Brief:
Copy out the complete listing, word for word.
====== Source excerpt ======
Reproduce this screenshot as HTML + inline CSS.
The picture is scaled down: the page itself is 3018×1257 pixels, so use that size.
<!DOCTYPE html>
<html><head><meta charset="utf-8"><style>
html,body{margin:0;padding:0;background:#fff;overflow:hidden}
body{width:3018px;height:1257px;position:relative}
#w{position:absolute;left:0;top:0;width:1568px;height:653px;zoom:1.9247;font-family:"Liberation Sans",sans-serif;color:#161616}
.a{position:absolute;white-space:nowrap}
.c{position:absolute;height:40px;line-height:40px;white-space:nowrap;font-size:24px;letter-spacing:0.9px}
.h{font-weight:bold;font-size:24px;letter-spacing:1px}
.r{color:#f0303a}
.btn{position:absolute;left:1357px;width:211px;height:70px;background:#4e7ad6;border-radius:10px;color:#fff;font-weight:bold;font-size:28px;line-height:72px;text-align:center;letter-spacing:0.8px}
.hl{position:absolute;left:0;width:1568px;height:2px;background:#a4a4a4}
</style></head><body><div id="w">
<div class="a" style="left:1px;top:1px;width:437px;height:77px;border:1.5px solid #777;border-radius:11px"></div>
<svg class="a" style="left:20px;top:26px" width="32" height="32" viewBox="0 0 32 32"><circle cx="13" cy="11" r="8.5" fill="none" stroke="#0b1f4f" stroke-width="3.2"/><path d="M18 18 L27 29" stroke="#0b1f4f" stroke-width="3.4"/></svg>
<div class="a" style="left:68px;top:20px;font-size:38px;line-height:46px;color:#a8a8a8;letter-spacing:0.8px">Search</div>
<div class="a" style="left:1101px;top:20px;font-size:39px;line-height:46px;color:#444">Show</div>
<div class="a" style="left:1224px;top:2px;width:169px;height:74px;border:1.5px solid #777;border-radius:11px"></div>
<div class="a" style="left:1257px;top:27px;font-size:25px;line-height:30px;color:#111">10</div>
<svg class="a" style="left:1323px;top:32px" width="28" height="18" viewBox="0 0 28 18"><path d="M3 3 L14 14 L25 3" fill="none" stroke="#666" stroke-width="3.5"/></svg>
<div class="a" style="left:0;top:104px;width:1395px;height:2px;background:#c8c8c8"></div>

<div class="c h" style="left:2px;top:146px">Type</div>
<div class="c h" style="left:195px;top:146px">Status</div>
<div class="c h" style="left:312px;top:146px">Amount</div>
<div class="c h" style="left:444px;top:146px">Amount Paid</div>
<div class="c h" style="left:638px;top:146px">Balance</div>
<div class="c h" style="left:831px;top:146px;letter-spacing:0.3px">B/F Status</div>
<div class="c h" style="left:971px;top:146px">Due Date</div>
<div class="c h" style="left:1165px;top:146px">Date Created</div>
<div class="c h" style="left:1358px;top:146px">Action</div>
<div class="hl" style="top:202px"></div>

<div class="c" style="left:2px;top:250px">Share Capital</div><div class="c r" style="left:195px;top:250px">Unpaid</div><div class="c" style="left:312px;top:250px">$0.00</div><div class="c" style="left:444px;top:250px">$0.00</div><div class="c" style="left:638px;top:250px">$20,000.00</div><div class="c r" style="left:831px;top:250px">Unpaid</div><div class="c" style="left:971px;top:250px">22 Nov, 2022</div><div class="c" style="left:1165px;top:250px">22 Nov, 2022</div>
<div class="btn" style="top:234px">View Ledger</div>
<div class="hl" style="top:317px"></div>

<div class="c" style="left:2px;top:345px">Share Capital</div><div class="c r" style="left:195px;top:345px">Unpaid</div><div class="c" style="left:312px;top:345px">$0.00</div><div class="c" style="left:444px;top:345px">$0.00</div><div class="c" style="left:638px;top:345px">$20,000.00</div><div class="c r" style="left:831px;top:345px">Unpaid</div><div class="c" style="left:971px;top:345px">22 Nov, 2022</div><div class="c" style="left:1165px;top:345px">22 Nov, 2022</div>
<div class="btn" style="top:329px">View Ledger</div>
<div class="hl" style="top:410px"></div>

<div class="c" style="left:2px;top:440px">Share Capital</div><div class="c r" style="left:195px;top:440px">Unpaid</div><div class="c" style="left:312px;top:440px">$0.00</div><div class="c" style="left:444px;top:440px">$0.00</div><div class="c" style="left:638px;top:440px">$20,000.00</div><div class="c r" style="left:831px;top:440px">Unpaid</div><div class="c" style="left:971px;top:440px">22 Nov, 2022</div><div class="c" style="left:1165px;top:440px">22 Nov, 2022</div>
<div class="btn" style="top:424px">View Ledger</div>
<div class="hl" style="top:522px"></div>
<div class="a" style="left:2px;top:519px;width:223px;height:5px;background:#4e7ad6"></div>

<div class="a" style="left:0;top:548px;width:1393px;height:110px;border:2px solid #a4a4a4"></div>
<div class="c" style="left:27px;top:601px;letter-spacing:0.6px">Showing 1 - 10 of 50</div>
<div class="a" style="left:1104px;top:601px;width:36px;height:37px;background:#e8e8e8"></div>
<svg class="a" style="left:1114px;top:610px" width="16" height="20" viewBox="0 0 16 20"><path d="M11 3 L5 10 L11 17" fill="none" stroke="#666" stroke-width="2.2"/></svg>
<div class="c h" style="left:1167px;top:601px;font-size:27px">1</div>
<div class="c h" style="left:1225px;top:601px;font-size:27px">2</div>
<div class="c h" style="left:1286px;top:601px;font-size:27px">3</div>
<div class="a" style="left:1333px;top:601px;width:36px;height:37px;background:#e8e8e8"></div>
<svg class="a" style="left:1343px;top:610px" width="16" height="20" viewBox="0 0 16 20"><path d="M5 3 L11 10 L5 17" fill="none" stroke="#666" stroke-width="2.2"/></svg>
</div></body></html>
======
Exercise output:
Reproduce this screenshot as HTML + inline CSS.
The picture is scaled down: the page itself is 3018×1257 pixels, so use that size.
<!DOCTYPE html>
<html><head><meta charset="utf-8"><style>
html,body{margin:0;padding:0;background:#fff;overflow:hidden}
body{width:3018px;height:1257px;position:relative}
#w{position:absolute;left:0;top:0;width:1568px;height:653px;zoom:1.9247;font-family:"Liberation Sans",sans-serif;color:#161616}
.a{position:absolute;white-space:nowrap}
.c{position:absolute;height:40px;line-height:40px;white-space:nowrap;font-size:24px;letter-spacing:0.9px}
.h{font-weight:bold;font-size:24px;letter-spacing:1px}
.r{color:#f0303a}
.btn{position:absolute;left:1357px;width:211px;height:70px;background:#4e7ad6;border-radius:10px;color:#fff;font-weight:bold;font-size:28px;line-height:72px;text-align:center;letter-spacing:0.8px}
.hl{position:absolute;left:0;width:1568px;height:2px;background:#a4a4a4}
</style></head><body><div id="w">
<div class="a" style="left:1px;top:1px;width:437px;height:77px;border:1.5px solid #777;border-radius:11px"></div>
<svg class="a" style="left:20px;top:26px" width="32" height="32" viewBox="0 0 32 32"><circle cx="13" cy="11" r="8.5" fill="none" stroke="#0b1f4f" stroke-width="3.2"/><path d="M18 18 L27 29" stroke="#0b1f4f" stroke-width="3.4"/></svg>
<div class="a" style="left:68px;top:20px;font-size:38px;line-height:46px;color:#a8a8a8;letter-spacing:0.8px">Search</div>
<div class="a" style="left:1101px;top:20px;font-size:39px;line-height:46px;color:#444">Show</div>
<div class="a" style="left:1224px;top:2px;width:169px;height:74px;border:1.5px solid #777;border-radius:11px"></div>
<div class="a" style="left:1257px;top:27px;font-size:25px;line-height:30px;color:#111">10</div>
<svg class="a" style="left:1323px;top:32px" width="28" height="18" viewBox="0 0 28 18"><path d="M3 3 L14 14 L25 3" fill="none" stroke="#666" stroke-width="3.5"/></svg>
<div class="a" style="left:0;top:104px;width:1395px;height:2px;background:#c8c8c8"></div>

<div class="c h" style="left:2px;top:146px">Type</div>
<div class="c h" style="left:195px;top:146px">Status</div>
<div class="c h" style="left:312px;top:146px">Amount</div>
<div class="c h" style="left:444px;top:146px">Amount Paid</div>
<div class="c h" style="left:638px;top:146px">Balance</div>
<div class="c h" style="left:831px;top:146px;letter-spacing:0.3px">B/F Status</div>
<div class="c h" style="left:971px;top:146px">Due Date</div>
<div class="c h" style="left:1165px;top:146px">Date Created</div>
<div class="c h" style="left:1358px;top:146px">Action</div>
<div class="hl" style="top:202px"></div>

<div class="c" style="left:2px;top:250px">Share Capital</div><div class="c r" style="left:195px;top:250px">Unpaid</div><div class="c" style="left:312px;top:250px">$0.00</div><div class="c" style="left:444px;top:250px">$0.00</div><div class="c" style="left:638px;top:250px">$20,000.00</div><div class="c r" style="left:831px;top:250px">Unpaid</div><div class="c" style="left:971px;top:250px">22 Nov, 2022</div><div class="c" style="left:1165px;top:250px">22 Nov, 2022</div>
<div class="btn" style="top:234px">View Ledger</div>
<div class="hl" style="top:317px"></div>

<div class="c" style="left:2px;top:345px">Share Capital</div><div class="c r" style="left:195px;top:345px">Unpaid</div><div class="c" style="left:312px;top:345px">$0.00</div><div class="c" style="left:444px;top:345px">$0.00</div><div class="c" style="left:638px;top:345px">$20,000.00</div><div class="c r" style="left:831px;top:345px">Unpaid</div><div class="c" style="left:971px;top:345px">22 Nov, 2022</div><div class="c" style="left:1165px;top:345px">22 Nov, 2022</div>
<div class="btn" style="top:329px">View Ledger</div>
<div class="hl" style="top:410px"></div>

<div class="c" style="left:2px;top:440px">Share Capital</div><div class="c r" style="left:195px;top:440px">Unpaid</div><div class="c" style="left:312px;top:440px">$0.00</div><div class="c" style="left:444px;top:440px">$0.00</div><div class="c" style="left:638px;top:440px">$20,000.00</div><div class="c r" style="left:831px;top:440px">Unpaid</div><div class="c" style="left:971px;top:440px">22 Nov, 2022</div><div class="c" style="left:1165px;top:440px">22 Nov, 2022</div>
<div class="btn" style="top:424px">View Ledger</div>
<div class="hl" style="top:522px"></div>
<div class="a" style="left:2px;top:519px;width:223px;height:5px;background:#4e7ad6"></div>

<div class="a" style="left:0;top:548px;width:1393px;height:110px;border:2px solid #a4a4a4"></div>
<div class="c" style="left:27px;top:601px;letter-spacing:0.6px">Showing 1 - 10 of 50</div>
<div class="a" style="left:1104px;top:601px;width:36px;height:37px;background:#e8e8e8"></div>
<svg class="a" style="left:1114px;top:610px" width="16" height="20" viewBox="0 0 16 20"><path d="M11 3 L5 10 L11 17" fill="none" stroke="#666" stroke-width="2.2"/></svg>
<div class="c h" style="left:1167px;top:601px;font-size:27px">1</div>
<div class="c h" style="left:1225px;top:601px;font-size:27px">2</div>
<div class="c h" style="left:1286px;top:601px;font-size:27px">3</div>
<div class="a" style="left:1333px;top:601px;width:36px;height:37px;background:#e8e8e8"></div>
<svg class="a" style="left:1343px;top:610px" width="16" height="20" viewBox="0 0 16 20"><path d="M5 3 L11 10 L5 17" fill="none" stroke="#666" stroke-width="2.2"/></svg>
</div></body></html>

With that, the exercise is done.